As news of the failed stunt came to light, food bloggers discussed how they cultivate trust among their readers and protect their own independence while fighting off an onslaught of PR pitches that would have them pimping products and places full-time.

In the New York Times article about the incident, reporter Andrew Adam Newman attributed the bloggers’ outrage to the notion that they “often see themselves as truth-seeking journalists.”

Dianne Jacob, a writer and educator who has written about blogging and ethics, reacted to Newman’s remark. “What’s funny is that most bloggers argue with me when I suggest that they are journalists,” Jacob said in an email to me, adding, that she was “tremendously proud of the bloggers who spoke up and called the organizers on the folly of duping them with frozen meals.”

Whether bloggers think of themselves as journalists or not, Jacobs notes that their readers trust them to tell the truth and to be authentic. Living up to that standard requires openness and transparency, qualities that are necessary whether someone is writing a food blog or contributing to the food section of their local newspaper or website.

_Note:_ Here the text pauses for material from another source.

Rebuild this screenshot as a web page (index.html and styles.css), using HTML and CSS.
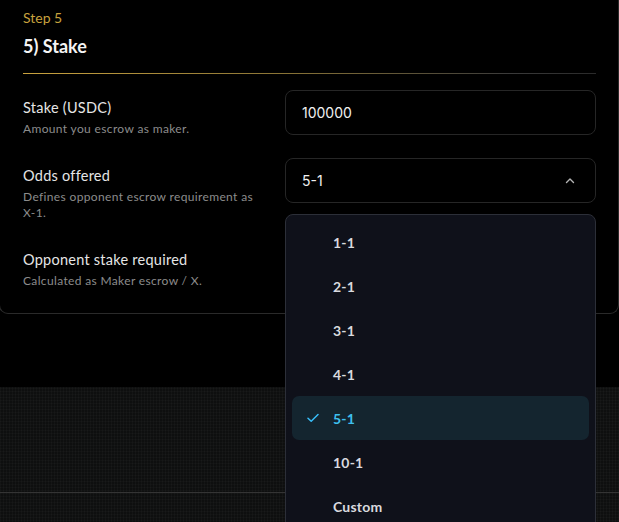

Some of the bloggers in attendance shrugged off the stunt, but others were outraged, particularly because they had been asked to promote Sotto Terrra (the pop-up restaurant) in advance. These bloggers were given two tickets to award to one “lucky” reader, who would then take a guest to an evening at Sotto Terra. The upset bloggers felt tricked by ConAgra, a company largely reviled by many food writers and food enthusiasts in general.

Suzanne M. Chan, author of the blog, Mom Confessionals, was one of the bloggers who not only attended the Sotto Terra event, but also promoted it on her blog, awarding tickets to one of her readers. Much of her frustration with the bait-and-switch publicity stunt ConAgra pulled at her expense stemmed from feeling that she had unwittingly violated her readers’ trust. “My readers are loyal because they trust me,” Chan said told me. “If at any time they feel I have become unauthentic, I will have lost a reader if not many.”

Some bloggers have taken to thwarting publicists as a matter of policy. Robyn Lee, who writes the blog The Girl Who Ate Everything and blogs professionally for Serious Eats, has a warning in the About section of her blog that reads:

If you are from a restaurant PR company, PLEASE DO NOT E-MAIL ME. … If you want to send me something, it would have to be just because you want me to eat it, not to mention on my blog.

Lee told me that one reason for her policy is that it would be difficult to review a meal arranged by publicists because, in her estimation, a meal designed ahead of time for anyone in the press would not accurately reflect the experience of the “average diner” visiting the restaurant on any given day. Because of that, said Lee, “I don’t see how it’d be worth writing about on my blog. It would feel dishonest.”

Whether it’s for a blog or an established print magazine, food writing is a genre whose participants frequently find themselves treated as public relations’ conduits for events and products, rather than as journalists who inform the public.

“Media dinners for soon-to-open restaurants have been a part of the business since I started writing about food 12 years ago,” Jonathan Kauffman, food critic for SF Weekly, said told me in an email. “The people in attendance are usually writers for both print and online media.”

Because such events are so common throughout the food-writing industry, Kauffman explained that blogs and print publications alike need to have clear, established guidelines to ensure that readers can trust the information they find on any given site or in any given paper. Kauffman noted that SF Weekly asks freelance contributors to SF Foodie, SF Weekly’s food blog, to identify that they were at the event and “not write about the restaurant as if they’d dined there on their own, or the paper’s, dime.”

David Lebovitz, who writes about food regularly on his self-titled blog (which includes a disclosure statement notifying readers that no posts are ever sponsored) told me that he and his fellow food bloggers “get hit on all the time with pitches by publicists about just about anything you can think of,” adding that “an unfocused pitch comes off more as an insult,” in which the publicist seems to assume that bloggers are easily “bought.”

In this case, ConAgra apparently viewed food bloggers as a naive group who would graciously lend their reviews — and their reputations — to pitching for Marie Calendar’s. In doing so, the food conglomerate greatly misjudged the bloggers and the sense of responsibility many of them feel toward their readers.

As SF Weekly’s Kauffman said to me, “Of the food bloggers I follow, some of them do write puff pieces about free meals without identifying they were comped, but just as many are frank in their criticism of places they don’t like, or simply choose not to write about them, like any journalist would.”